**Direction**
Set down only those lines that fall from the line containing "Reproduce this screenshot" through the line containing "outline: none;", unchanged and without pictures.

**Entries supplied**
▶

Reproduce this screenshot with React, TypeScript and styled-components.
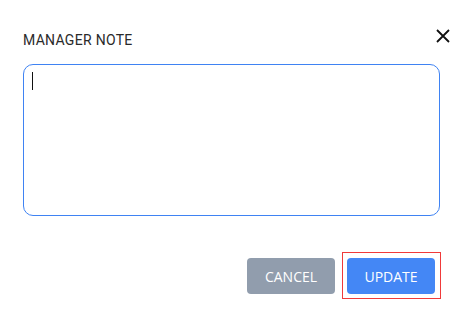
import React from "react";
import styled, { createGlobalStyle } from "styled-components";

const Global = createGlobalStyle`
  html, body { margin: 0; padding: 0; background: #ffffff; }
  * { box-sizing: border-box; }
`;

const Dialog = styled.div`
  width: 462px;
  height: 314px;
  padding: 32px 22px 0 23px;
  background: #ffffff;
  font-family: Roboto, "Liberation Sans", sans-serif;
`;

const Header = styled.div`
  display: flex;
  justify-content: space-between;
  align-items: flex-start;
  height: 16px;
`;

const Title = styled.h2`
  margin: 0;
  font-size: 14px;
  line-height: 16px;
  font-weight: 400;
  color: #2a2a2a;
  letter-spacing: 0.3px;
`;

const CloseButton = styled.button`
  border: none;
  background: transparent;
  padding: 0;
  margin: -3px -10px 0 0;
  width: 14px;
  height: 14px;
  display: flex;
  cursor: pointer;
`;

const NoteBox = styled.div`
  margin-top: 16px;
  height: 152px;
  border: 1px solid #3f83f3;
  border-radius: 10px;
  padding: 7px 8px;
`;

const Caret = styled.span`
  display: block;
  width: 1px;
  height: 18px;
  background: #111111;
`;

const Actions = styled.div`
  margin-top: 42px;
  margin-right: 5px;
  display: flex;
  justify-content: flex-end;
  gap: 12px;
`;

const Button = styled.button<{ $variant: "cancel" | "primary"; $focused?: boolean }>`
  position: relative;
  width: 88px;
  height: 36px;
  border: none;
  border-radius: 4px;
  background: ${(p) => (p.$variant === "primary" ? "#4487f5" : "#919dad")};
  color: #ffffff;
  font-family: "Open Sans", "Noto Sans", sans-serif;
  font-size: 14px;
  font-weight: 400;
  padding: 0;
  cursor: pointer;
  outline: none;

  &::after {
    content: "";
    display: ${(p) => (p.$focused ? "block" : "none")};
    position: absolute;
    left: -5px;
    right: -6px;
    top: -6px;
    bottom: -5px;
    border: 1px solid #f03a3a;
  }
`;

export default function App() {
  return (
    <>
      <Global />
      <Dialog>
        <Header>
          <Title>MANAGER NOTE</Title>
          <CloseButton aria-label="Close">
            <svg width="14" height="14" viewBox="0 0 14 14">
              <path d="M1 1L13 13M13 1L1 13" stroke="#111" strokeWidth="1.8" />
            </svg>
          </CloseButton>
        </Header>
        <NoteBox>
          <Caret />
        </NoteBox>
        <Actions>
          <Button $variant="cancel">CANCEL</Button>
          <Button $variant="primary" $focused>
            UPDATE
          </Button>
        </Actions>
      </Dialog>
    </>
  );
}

◀
▶

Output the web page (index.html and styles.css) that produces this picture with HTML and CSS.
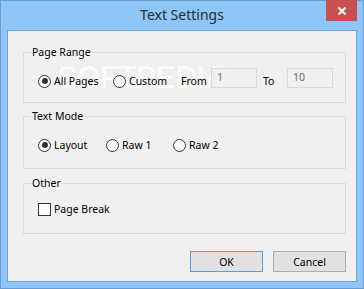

◀

**Task result**
Reproduce this screenshot with React, TypeScript and styled-components.
import React from "react";
import styled, { createGlobalStyle } from "styled-components";

const Global = createGlobalStyle`
  html, body { margin: 0; padding: 0; background: #ffffff; }
  * { box-sizing: border-box; }
`;

const Dialog = styled.div`
  width: 462px;
  height: 314px;
  padding: 32px 22px 0 23px;
  background: #ffffff;
  font-family: Roboto, "Liberation Sans", sans-serif;
`;

const Header = styled.div`
  display: flex;
  justify-content: space-between;
  align-items: flex-start;
  height: 16px;
`;

const Title = styled.h2`
  margin: 0;
  font-size: 14px;
  line-height: 16px;
  font-weight: 400;
  color: #2a2a2a;
  letter-spacing: 0.3px;
`;

const CloseButton = styled.button`
  border: none;
  background: transparent;
  padding: 0;
  margin: -3px -10px 0 0;
  width: 14px;
  height: 14px;
  display: flex;
  cursor: pointer;
`;

const NoteBox = styled.div`
  margin-top: 16px;
  height: 152px;
  border: 1px solid #3f83f3;
  border-radius: 10px;
  padding: 7px 8px;
`;

const Caret = styled.span`
  display: block;
  width: 1px;
  height: 18px;
  background: #111111;
`;

const Actions = styled.div`
  margin-top: 42px;
  margin-right: 5px;
  display: flex;
  justify-content: flex-end;
  gap: 12px;
`;

const Button = styled.button<{ $variant: "cancel" | "primary"; $focused?: boolean }>`
  position: relative;
  width: 88px;
  height: 36px;
  border: none;
  border-radius: 4px;
  background: ${(p) => (p.$variant === "primary" ? "#4487f5" : "#919dad")};
  color: #ffffff;
  font-family: "Open Sans", "Noto Sans", sans-serif;
  font-size: 14px;
  font-weight: 400;
  padding: 0;
  cursor: pointer;
  outline: none;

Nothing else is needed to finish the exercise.